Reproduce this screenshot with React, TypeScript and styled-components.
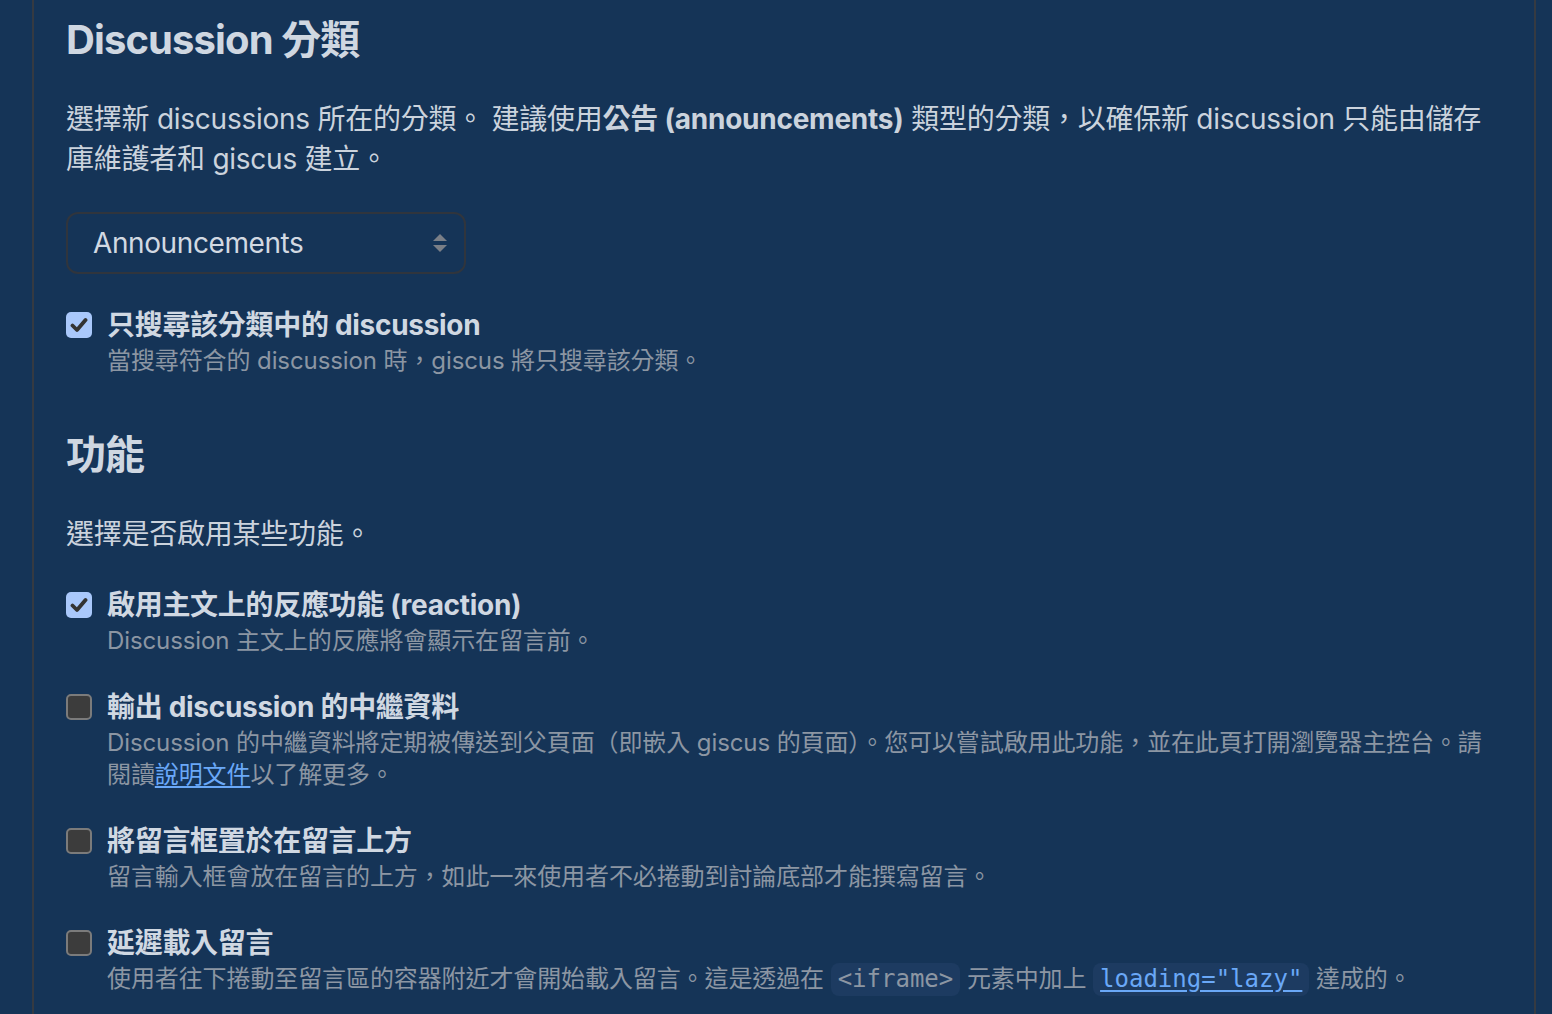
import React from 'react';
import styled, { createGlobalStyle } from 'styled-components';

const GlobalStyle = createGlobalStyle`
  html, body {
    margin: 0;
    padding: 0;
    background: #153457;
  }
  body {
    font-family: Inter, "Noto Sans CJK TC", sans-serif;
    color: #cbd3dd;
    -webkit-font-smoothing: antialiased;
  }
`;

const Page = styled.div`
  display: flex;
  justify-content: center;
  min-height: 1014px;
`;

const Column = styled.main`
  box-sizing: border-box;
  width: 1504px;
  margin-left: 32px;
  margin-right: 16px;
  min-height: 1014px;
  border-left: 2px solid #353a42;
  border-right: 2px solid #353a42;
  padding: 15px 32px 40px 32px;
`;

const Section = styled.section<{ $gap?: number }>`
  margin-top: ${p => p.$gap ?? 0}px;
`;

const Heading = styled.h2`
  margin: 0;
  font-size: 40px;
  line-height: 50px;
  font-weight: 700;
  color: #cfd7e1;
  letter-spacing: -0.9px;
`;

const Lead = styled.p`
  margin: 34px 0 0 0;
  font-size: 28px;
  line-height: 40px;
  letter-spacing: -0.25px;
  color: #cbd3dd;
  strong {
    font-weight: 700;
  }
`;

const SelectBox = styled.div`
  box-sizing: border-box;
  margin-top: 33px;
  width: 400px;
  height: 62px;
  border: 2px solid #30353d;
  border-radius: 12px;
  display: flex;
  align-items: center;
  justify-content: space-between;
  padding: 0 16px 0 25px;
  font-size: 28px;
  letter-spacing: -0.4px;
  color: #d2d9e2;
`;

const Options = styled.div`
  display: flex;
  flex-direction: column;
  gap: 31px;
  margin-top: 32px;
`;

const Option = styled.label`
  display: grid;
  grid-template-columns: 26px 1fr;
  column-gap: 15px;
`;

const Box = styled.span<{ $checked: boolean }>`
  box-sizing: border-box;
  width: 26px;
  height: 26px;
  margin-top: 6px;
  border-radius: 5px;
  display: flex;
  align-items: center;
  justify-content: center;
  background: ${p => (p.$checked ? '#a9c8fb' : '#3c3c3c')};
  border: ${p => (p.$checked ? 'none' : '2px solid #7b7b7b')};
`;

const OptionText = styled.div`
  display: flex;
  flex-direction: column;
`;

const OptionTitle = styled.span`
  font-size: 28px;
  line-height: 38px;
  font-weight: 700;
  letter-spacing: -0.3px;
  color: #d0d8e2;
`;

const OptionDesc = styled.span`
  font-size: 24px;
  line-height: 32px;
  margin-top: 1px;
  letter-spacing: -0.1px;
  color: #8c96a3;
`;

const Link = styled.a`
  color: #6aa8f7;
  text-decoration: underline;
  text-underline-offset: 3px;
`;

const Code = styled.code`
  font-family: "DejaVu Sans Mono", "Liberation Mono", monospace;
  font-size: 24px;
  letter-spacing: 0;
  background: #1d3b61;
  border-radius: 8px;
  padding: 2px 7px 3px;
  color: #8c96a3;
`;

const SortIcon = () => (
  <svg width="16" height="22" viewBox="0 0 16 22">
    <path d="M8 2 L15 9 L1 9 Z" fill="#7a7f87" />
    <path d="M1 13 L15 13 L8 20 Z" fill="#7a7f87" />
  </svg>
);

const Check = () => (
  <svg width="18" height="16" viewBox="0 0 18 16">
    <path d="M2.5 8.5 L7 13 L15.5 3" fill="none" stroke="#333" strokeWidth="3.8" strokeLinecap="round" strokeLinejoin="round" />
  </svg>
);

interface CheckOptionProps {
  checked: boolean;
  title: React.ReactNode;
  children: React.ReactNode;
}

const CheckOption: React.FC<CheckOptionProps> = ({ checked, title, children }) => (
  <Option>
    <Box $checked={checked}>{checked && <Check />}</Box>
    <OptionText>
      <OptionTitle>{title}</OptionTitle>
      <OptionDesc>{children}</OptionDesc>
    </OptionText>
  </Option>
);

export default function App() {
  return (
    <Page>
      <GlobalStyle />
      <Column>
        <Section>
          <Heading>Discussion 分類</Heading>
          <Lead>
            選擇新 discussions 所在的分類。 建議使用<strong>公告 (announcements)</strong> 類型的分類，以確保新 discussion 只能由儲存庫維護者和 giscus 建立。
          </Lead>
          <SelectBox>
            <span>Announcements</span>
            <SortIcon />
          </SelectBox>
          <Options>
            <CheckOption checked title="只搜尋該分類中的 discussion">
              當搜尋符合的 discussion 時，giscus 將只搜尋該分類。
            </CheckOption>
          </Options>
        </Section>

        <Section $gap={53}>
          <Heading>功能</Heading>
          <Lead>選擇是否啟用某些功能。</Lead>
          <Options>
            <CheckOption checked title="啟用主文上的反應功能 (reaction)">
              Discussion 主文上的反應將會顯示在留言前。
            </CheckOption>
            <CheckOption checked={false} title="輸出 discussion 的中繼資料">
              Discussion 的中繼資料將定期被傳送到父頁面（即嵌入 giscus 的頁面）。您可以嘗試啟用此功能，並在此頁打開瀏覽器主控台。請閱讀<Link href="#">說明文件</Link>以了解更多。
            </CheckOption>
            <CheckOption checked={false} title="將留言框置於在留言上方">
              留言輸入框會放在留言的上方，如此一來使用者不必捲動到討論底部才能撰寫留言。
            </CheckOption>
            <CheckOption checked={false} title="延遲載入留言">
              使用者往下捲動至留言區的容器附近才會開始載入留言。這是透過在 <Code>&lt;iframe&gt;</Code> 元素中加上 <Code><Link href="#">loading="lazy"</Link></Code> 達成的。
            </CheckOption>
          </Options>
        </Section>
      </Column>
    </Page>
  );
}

* * *

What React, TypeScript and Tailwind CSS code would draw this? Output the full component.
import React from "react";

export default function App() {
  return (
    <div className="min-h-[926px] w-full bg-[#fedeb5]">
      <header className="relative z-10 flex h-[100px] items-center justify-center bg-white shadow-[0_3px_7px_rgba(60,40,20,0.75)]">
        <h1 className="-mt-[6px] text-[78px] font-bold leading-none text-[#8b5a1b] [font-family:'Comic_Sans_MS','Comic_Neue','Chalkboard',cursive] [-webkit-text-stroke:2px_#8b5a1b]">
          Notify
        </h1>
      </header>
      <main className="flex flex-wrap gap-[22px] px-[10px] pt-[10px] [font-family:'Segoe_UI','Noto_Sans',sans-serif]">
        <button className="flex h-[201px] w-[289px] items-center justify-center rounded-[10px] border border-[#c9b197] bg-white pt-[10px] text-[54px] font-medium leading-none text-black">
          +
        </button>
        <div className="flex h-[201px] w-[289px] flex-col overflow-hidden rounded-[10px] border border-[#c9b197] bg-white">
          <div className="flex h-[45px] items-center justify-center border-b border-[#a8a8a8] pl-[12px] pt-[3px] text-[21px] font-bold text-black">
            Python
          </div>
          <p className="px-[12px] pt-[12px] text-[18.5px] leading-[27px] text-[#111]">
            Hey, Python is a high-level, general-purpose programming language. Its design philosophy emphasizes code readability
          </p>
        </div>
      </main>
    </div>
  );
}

• Instruction: Find the string "full" in the entries above and return each line that holds it.

• Right answer:
What React, TypeScript and Tailwind CSS code would draw this? Output the full component.
    <div className="min-h-[926px] w-full bg-[#fedeb5]">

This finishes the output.